Так, постигая тюремные премудрости и ведя спокойную, размеренную жизнь арестанта, Дмитрий Спирин досидел до марта месяца 1994 года, когда его в очередной раз вызвали на встречу с адвокатом. Пожилой юрист сказал, что уже назначили дату судебного слушания, на котором он, по идее, должен получить условный срок. Рано утром следующего дня дверь в камеру открылась.

– Спирин! – крикнул охранник.

– Дмитрий Александрович, двести двадцать четвертая! – зная порядок, отозвался парень.

– На выход с вещами!

Сокамерники провожали Студента с полной уверенностью, что он идет на свободу. Надавали ему писем на волю, телефонных номеров с инструкциями, куда позвонить и что передать. По тюремной традиции уходящего провожали из камеры пинком, чтобы он больше никогда не вернулся. Дима тоже получил аккуратный товарищеский пендаль и в приподнятом настроении вышел в коридор, держа в руке сумку со скарбом.
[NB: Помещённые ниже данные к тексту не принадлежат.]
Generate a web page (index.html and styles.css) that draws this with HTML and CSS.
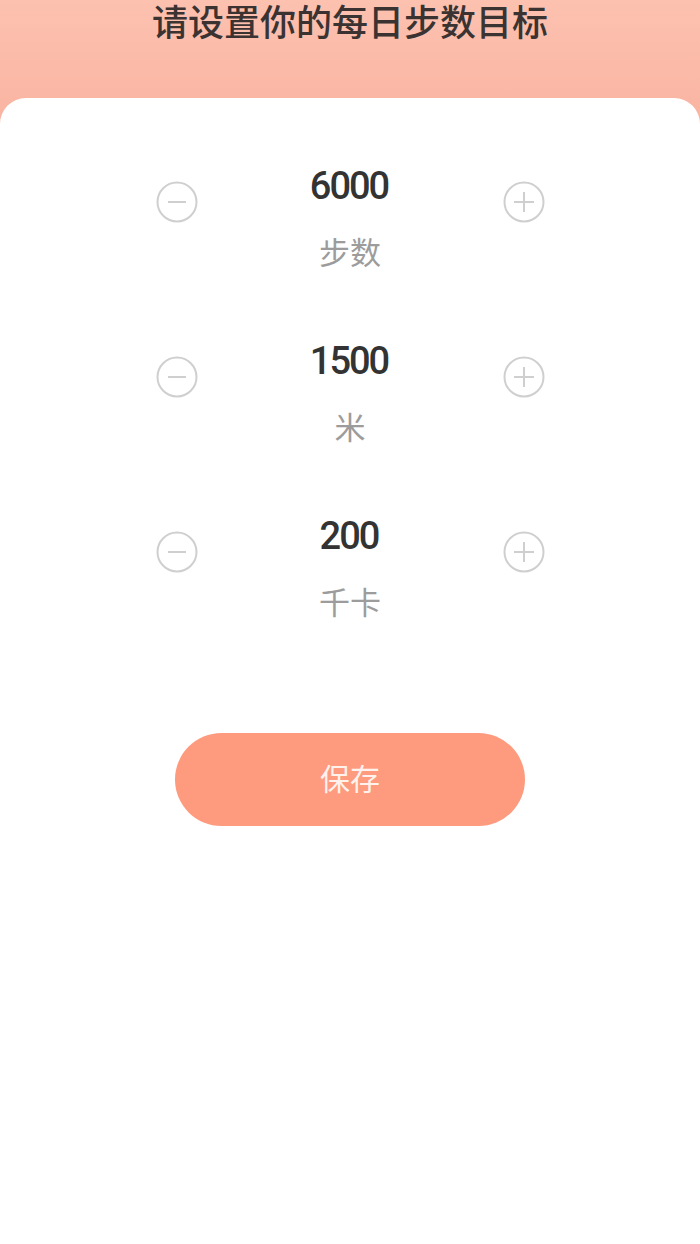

Судебное заседание продолжалось около часа, когда судья признал его виновным в приобретении наркотических средств для собственного употребления. Приговор – год условно, который был сразу отменен в результате амнистии в связи с недавним принятием Конституции Российской Федерации. По этой амнистии на свободу вышло свыше двадцати тысяч осужденных и еще многим, включая Дмитрия Спирина, погасили условные сроки.

– Мама и бабушка привезли мне новую одежду, я переоделся, а старые шмотки выкинул, – вспоминает Дмитрий. – Мы поели в приличном кафе и сели в поезд до Москвы. Сразу по приезде домой я позвонил своим друзьям. Все, конечно, очень обрадовались. Леша Сучков рассказал, как его таскали в Москве на допросы и как они с чуваками собирали для меня рекомендации.

На момент ареста Дима нигде не учился и не работал. По сути, был тунеядцем. Факт игры на бас-гитаре в панк-рок группе для суда был скорее минусом. Чтобы как-то повысить социальный статус и благонадежность Дмитрия Спирина, его друзья собирали характеристики где только могли. Эти бумаги содержали перечисление положительных качеств парня: надежный, отзывчивый товарищ, готов всегда прийти на помощь, проявляет общественную инициативу, почитает старших и прочую комсомольскую чушь. В том числе обратились и к Лане Ельчаниновой из «Клуба имени Джерри Рубина».